EXERCISE INSTRUCTIONS -
Provide a single number: the count of lines containing the string "components".

AVAILABLE DATA -
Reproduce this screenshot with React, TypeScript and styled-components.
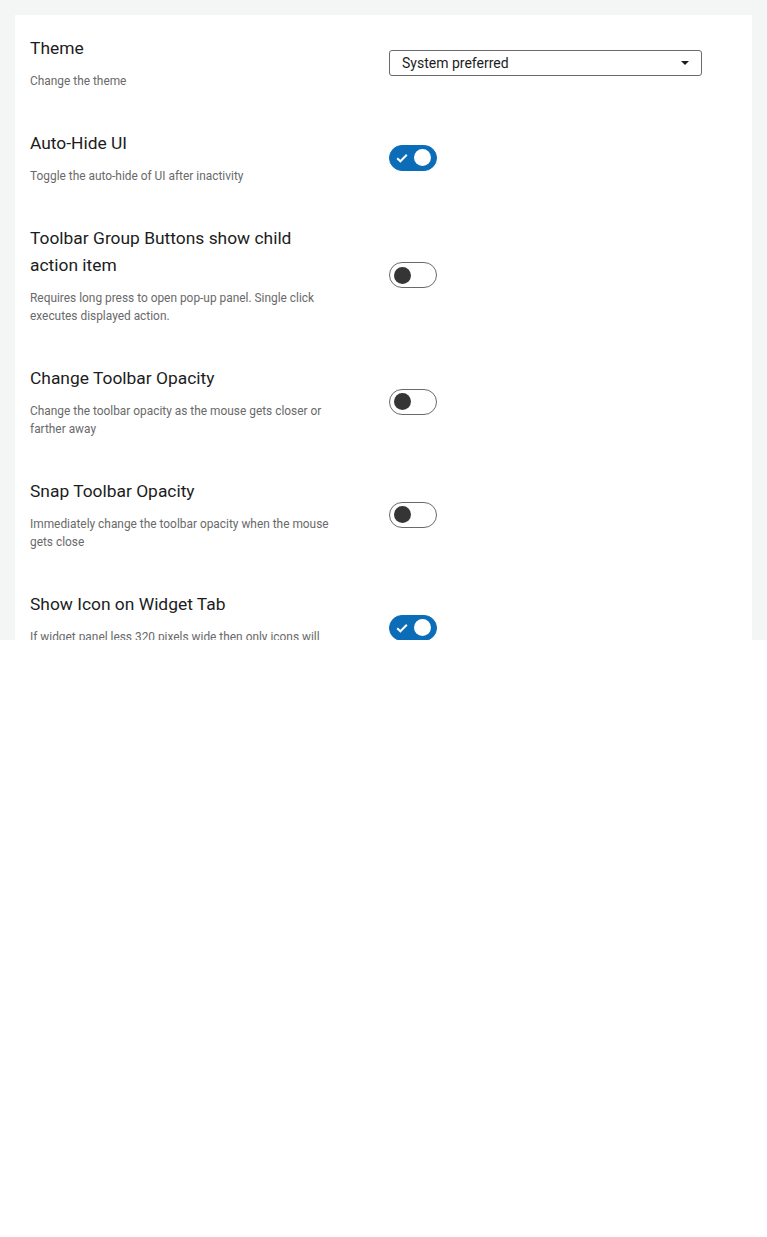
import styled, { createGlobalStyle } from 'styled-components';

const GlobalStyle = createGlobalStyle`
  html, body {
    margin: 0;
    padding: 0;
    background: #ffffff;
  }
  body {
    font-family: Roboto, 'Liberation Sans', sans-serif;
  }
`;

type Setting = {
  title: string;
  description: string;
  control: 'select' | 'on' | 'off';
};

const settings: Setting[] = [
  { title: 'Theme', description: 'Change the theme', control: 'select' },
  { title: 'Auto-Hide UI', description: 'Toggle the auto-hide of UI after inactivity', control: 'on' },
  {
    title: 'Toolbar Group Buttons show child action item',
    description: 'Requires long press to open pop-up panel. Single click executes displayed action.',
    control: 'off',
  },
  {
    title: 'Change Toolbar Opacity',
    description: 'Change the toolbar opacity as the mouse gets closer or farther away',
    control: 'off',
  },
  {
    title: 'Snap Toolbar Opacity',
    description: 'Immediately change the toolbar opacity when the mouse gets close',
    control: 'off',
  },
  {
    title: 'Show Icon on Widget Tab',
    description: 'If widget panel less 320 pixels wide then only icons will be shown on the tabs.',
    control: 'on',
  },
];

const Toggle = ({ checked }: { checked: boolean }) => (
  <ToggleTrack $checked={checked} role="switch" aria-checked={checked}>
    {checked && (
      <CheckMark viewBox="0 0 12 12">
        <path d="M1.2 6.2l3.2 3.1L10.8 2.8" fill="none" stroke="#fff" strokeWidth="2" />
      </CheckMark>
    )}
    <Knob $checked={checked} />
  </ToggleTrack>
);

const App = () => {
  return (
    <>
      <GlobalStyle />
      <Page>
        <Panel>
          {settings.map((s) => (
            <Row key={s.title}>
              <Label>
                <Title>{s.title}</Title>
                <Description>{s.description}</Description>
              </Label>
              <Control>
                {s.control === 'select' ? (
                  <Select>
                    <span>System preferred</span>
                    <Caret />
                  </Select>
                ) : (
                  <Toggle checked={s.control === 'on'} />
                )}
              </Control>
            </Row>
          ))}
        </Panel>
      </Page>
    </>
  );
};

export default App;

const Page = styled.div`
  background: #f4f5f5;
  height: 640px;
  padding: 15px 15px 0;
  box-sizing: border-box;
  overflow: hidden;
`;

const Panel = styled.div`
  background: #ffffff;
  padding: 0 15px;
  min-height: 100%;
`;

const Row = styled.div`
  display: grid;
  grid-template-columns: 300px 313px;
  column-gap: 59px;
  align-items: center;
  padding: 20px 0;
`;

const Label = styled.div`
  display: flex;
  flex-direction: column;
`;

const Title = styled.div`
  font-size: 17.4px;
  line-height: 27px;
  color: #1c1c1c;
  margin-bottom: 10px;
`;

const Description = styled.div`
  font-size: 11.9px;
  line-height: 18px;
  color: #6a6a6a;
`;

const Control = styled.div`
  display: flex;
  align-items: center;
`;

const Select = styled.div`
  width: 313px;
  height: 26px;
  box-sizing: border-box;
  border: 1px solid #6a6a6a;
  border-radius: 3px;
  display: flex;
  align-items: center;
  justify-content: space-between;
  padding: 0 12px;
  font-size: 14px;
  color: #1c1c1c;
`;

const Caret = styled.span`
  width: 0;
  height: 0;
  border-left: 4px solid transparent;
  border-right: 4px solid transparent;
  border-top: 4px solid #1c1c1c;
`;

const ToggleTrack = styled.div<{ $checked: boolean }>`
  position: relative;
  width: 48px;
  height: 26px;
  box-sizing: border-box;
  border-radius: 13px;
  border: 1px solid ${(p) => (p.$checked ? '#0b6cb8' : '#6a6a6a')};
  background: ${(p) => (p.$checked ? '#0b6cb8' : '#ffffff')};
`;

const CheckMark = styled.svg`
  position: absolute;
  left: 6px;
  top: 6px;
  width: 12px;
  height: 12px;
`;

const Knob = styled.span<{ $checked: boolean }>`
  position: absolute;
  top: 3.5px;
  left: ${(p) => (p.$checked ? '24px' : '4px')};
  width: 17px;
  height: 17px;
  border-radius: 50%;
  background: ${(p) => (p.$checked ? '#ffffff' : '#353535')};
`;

THE COMPLETED TASK -
2